In Prokhanov's novel "Politolog", which describes these and other events, a character named Semizhenov appears (a millionaire trying to take control of the patriotic movement). Its prototype is Semigin.

== NPSR after 2004 ==
Later, the NPSR became part of the center-left coalition "Patriots of Russia" of Semigin, and practically lost its political significance.

== Goals and ideology of the NPSR ==
Ideology - patriotism, statehood, social justice.

- In the social sphere: guarantees of free medical care, as well as secondary and higher education.
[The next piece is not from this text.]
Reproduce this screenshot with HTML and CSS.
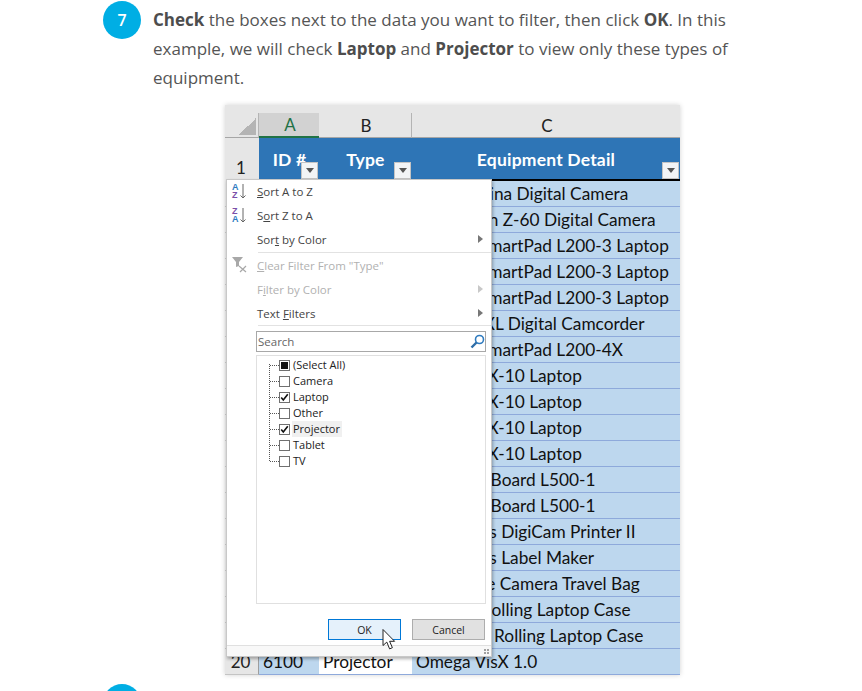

Elimination of unfair property and social stratification in society;
- Election of government bodies as the most important principle of state functioning;
- Preservation of the state integrity and territorial unity of the country;
- Ensuring the peaceful, non-violent development of the political process;
- In the economy: the return under state control of strategically important sectors; reducing the tax burden on domestic producers; transition to state pricing for a number of important goods and services; revising the results of privatization and canceling all transactions in violation of the law; ensuring real equality of all forms of ownership; suppression of illegal export of capital abroad; combating dollarization of the economy; restructuring of external debt.